[Start Dataset excerpts]
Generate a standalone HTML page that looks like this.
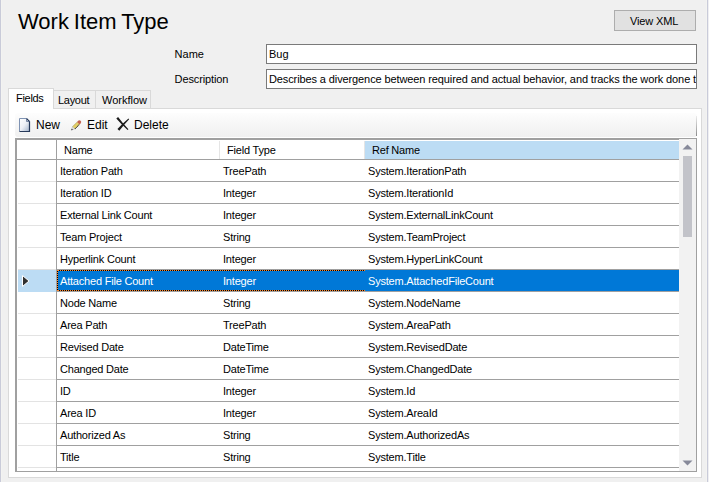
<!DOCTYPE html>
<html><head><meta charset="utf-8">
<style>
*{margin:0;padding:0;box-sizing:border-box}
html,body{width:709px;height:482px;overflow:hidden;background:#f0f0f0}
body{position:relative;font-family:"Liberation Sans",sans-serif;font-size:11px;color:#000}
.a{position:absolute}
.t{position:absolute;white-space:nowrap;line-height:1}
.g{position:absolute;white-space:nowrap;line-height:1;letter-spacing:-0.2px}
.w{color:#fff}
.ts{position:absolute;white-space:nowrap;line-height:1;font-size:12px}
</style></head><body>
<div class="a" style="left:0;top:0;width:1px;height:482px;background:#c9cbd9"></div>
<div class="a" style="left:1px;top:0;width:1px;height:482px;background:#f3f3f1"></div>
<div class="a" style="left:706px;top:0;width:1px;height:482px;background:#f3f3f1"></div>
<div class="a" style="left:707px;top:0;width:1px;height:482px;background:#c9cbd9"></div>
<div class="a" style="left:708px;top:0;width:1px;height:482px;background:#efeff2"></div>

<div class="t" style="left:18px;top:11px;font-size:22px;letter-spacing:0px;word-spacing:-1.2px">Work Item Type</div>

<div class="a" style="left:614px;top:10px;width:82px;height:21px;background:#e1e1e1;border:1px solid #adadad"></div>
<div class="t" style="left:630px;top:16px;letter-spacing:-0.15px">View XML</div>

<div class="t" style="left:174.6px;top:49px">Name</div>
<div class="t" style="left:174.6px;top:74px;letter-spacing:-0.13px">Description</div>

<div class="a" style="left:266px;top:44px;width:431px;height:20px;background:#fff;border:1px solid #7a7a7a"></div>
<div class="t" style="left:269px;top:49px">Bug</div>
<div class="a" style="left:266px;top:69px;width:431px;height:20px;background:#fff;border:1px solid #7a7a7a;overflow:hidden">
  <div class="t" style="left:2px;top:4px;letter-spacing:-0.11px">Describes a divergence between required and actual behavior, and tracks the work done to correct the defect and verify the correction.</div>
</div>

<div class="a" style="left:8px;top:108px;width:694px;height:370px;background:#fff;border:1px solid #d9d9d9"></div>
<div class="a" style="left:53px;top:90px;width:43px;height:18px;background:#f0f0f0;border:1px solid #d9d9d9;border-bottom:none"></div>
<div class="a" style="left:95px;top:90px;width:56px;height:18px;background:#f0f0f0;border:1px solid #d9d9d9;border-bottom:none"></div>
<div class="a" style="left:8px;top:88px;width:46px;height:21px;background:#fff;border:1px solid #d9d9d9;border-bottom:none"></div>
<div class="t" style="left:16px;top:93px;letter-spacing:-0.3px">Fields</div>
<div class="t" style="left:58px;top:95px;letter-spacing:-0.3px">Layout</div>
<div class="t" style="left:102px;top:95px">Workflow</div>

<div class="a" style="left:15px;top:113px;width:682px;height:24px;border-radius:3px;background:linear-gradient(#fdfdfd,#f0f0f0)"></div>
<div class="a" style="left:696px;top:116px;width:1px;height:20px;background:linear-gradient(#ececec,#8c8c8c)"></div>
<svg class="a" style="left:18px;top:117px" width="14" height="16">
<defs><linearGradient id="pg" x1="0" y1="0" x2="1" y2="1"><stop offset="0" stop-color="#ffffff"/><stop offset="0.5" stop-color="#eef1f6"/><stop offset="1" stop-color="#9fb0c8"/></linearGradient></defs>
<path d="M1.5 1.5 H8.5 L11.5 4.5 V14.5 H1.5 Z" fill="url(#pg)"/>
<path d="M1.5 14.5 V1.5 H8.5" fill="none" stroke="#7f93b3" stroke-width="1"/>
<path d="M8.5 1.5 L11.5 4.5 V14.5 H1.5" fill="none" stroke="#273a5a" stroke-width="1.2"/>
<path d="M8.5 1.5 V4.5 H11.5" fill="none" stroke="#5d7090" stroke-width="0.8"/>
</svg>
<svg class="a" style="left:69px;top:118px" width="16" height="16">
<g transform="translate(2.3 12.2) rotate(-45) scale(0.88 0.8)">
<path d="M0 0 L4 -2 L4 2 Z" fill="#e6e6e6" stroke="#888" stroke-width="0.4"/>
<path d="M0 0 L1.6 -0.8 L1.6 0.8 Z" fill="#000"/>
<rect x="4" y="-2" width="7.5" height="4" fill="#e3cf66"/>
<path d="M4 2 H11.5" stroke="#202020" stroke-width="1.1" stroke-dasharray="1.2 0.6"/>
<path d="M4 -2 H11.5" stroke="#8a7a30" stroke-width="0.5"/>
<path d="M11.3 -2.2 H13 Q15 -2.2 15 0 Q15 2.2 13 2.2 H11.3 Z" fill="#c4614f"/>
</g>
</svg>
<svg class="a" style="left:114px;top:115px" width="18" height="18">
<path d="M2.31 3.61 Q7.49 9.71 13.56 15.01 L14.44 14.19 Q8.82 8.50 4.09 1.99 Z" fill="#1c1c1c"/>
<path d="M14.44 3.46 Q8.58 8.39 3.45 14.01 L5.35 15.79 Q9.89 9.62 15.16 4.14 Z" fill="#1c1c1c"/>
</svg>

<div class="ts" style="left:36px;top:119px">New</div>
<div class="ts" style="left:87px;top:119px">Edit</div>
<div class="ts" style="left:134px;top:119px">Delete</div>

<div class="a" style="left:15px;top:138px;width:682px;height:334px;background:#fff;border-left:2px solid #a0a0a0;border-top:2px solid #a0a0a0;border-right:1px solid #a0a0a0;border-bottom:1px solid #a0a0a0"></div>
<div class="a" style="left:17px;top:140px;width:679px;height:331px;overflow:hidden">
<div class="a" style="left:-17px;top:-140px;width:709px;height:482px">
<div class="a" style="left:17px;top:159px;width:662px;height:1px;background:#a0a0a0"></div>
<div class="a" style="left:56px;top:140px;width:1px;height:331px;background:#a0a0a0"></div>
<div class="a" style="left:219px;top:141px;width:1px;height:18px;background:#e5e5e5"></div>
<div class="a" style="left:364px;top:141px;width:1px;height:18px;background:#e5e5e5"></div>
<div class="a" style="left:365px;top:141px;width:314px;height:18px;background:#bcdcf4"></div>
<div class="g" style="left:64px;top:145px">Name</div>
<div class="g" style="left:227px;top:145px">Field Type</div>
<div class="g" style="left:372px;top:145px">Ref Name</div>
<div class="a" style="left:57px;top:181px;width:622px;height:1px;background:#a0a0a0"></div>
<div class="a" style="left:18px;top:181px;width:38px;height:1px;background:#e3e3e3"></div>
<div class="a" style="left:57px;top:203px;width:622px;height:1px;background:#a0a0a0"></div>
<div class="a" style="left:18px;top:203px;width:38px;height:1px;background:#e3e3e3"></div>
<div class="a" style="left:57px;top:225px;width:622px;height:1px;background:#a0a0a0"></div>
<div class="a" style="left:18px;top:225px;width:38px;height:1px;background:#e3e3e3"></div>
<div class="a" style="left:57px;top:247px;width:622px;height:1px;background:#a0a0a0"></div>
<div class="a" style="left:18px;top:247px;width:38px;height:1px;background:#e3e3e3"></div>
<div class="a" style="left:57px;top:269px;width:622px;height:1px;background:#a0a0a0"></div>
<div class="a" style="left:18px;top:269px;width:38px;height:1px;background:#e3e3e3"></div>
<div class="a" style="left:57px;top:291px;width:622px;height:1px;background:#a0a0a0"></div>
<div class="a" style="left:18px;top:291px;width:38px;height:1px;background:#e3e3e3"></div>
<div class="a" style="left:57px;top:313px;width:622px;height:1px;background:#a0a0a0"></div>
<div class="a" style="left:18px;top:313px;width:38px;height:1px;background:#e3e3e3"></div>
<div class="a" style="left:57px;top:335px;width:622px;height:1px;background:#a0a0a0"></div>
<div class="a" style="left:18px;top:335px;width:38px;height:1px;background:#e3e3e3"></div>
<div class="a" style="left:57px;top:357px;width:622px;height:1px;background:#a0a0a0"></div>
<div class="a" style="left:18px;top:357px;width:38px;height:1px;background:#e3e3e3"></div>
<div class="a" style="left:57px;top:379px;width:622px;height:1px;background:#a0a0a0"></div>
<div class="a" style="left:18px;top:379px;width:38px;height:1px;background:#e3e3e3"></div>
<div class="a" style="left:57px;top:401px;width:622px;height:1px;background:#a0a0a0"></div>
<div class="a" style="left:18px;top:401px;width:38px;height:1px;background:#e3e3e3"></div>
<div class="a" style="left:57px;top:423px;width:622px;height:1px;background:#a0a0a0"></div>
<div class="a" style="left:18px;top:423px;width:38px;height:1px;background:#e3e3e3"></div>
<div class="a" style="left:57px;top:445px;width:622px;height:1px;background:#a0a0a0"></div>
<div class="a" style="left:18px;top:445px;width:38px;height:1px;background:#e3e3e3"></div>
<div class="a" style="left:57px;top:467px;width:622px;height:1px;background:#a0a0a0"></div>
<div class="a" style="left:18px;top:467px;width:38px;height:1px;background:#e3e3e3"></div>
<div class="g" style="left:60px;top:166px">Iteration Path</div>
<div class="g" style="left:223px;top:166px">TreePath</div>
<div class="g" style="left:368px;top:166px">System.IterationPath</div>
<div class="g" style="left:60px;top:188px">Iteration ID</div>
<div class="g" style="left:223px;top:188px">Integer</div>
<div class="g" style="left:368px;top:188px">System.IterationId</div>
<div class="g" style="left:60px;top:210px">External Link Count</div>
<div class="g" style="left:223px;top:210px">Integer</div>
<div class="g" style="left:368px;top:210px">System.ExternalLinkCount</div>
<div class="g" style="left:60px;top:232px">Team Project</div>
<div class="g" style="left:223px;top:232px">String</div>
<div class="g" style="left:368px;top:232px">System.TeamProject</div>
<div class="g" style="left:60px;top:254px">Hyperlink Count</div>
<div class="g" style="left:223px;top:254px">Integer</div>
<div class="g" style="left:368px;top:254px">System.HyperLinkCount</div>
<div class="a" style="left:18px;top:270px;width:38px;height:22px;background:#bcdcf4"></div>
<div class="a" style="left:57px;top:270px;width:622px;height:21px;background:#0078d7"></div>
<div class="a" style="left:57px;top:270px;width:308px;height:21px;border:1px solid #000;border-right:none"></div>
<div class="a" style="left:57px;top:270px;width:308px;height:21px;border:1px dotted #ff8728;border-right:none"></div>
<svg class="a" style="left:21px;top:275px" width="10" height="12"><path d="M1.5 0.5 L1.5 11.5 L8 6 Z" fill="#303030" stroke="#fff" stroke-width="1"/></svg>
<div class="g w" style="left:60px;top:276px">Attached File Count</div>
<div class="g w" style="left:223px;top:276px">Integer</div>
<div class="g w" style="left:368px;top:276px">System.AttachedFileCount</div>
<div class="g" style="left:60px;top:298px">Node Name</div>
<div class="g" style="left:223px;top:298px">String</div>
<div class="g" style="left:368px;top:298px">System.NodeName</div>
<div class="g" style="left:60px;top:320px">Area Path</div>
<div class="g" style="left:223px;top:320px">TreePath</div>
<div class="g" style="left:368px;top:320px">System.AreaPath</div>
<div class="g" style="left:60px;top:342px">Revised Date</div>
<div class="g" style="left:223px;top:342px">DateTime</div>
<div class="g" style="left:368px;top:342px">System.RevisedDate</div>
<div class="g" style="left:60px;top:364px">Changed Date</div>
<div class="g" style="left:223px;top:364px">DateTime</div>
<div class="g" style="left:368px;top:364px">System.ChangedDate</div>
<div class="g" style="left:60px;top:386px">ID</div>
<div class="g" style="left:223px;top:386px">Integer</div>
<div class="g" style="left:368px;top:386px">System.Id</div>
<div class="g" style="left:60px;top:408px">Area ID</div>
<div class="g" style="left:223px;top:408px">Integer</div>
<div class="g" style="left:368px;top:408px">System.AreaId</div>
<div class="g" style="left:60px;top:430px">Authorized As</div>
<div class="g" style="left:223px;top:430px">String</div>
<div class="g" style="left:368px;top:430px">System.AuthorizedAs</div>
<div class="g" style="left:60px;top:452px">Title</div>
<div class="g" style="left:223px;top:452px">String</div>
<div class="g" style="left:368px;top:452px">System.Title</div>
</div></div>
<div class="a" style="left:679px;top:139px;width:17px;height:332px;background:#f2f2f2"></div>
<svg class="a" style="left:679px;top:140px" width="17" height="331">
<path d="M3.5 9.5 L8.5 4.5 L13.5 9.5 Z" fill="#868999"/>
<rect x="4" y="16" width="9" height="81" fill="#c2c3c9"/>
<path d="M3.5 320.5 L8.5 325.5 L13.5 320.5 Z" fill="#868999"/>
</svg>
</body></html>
[End Dataset excerpts]
[Start Dataset excerpts]
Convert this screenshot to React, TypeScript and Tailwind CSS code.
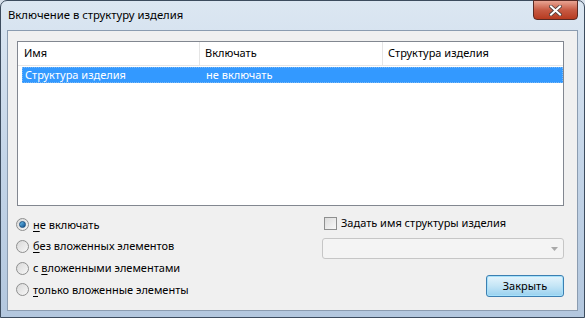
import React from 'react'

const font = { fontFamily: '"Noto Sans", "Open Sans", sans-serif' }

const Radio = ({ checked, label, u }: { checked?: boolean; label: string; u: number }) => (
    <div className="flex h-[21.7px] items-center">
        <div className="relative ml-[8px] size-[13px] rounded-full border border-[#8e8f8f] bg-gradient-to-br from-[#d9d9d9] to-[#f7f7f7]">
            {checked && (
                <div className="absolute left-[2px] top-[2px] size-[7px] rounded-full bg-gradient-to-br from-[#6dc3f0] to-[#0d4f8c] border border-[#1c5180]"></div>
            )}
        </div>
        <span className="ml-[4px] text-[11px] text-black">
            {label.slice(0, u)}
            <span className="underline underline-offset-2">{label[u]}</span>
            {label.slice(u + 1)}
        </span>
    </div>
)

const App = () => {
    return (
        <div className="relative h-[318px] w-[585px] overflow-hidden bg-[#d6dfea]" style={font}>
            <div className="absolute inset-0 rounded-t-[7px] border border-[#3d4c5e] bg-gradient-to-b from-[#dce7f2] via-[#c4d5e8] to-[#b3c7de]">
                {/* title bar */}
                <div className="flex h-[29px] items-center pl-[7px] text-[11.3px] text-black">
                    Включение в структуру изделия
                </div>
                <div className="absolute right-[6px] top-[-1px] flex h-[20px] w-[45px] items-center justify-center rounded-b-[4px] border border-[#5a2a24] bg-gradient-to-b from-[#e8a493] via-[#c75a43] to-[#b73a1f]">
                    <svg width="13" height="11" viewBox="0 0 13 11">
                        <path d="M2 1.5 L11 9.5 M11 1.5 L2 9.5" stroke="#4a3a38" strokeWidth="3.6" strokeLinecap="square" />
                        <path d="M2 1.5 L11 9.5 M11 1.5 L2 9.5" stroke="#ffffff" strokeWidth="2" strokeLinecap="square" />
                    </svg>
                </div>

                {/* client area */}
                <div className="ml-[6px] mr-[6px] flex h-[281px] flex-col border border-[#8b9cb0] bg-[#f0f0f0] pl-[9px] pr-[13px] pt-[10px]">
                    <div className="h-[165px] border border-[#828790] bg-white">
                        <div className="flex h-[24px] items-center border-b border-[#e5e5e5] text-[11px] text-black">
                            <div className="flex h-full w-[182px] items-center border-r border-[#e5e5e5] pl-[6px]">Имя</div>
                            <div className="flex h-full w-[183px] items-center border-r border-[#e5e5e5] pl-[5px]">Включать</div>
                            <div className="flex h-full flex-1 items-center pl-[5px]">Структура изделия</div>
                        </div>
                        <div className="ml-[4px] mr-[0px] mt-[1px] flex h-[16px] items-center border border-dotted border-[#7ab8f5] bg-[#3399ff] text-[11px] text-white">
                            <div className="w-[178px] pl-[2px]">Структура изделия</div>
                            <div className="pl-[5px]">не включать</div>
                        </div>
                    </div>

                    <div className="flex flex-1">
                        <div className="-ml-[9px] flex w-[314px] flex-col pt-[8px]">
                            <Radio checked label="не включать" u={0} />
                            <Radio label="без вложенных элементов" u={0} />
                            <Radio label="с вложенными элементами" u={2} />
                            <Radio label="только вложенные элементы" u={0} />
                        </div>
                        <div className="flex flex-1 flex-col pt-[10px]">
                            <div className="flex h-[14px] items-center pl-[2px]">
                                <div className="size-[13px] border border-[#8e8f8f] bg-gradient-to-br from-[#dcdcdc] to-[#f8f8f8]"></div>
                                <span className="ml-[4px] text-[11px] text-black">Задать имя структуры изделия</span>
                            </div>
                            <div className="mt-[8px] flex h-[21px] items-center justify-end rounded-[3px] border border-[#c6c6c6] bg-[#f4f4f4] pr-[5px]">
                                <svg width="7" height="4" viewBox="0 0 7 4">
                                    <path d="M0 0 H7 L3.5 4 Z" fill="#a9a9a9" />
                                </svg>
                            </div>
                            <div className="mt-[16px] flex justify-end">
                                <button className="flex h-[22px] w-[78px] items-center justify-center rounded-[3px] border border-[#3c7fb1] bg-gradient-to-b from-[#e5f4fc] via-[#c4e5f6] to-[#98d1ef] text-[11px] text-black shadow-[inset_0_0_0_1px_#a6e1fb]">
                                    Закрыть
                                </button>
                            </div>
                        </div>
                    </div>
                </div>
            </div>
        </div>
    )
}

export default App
[End Dataset excerpts]
[Start Dataset excerpts]
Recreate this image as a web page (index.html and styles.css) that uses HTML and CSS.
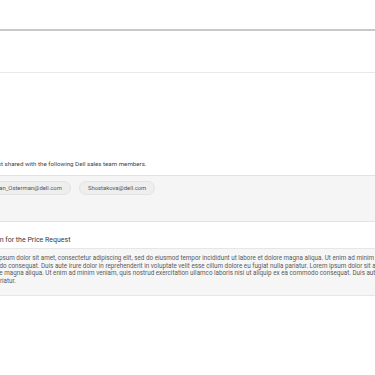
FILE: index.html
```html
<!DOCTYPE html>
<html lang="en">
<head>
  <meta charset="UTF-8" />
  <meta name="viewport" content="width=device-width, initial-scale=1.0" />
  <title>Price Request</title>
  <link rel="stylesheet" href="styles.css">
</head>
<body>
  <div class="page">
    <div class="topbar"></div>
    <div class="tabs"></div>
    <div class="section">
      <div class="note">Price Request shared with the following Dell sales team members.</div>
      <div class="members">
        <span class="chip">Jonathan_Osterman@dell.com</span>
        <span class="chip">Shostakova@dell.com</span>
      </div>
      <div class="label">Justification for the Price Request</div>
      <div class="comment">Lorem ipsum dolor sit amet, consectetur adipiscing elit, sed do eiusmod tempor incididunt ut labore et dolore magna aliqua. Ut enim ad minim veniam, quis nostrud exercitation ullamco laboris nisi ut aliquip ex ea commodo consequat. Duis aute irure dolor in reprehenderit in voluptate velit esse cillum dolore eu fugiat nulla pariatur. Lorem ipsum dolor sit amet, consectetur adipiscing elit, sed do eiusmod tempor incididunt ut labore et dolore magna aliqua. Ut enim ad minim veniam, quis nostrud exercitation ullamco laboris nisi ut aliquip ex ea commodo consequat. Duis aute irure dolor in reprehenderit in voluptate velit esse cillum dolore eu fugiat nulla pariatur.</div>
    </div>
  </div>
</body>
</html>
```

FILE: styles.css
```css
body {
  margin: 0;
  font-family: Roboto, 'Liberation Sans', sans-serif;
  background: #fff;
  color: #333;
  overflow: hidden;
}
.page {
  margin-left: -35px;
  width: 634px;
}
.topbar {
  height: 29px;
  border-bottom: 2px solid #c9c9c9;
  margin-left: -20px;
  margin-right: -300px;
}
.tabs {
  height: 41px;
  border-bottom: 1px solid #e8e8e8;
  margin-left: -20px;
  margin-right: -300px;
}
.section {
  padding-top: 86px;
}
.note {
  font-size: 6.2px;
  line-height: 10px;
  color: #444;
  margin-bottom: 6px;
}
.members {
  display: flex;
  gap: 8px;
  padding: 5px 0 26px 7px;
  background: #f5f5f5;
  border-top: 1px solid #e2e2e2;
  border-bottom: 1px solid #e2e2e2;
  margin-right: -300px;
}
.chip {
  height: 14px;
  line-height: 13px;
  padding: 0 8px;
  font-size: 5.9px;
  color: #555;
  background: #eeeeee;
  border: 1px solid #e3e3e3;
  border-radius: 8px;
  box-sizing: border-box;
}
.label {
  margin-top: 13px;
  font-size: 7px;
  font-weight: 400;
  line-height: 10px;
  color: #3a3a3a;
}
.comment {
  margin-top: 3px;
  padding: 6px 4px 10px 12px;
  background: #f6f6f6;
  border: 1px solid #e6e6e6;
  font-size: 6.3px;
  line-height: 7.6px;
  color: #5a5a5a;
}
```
[End Dataset excerpts]
→ **Problem details**
Write out every line from the entries where "React" appears.

→ **Response to this task**
Convert this screenshot to React, TypeScript and Tailwind CSS code.
import React from 'react'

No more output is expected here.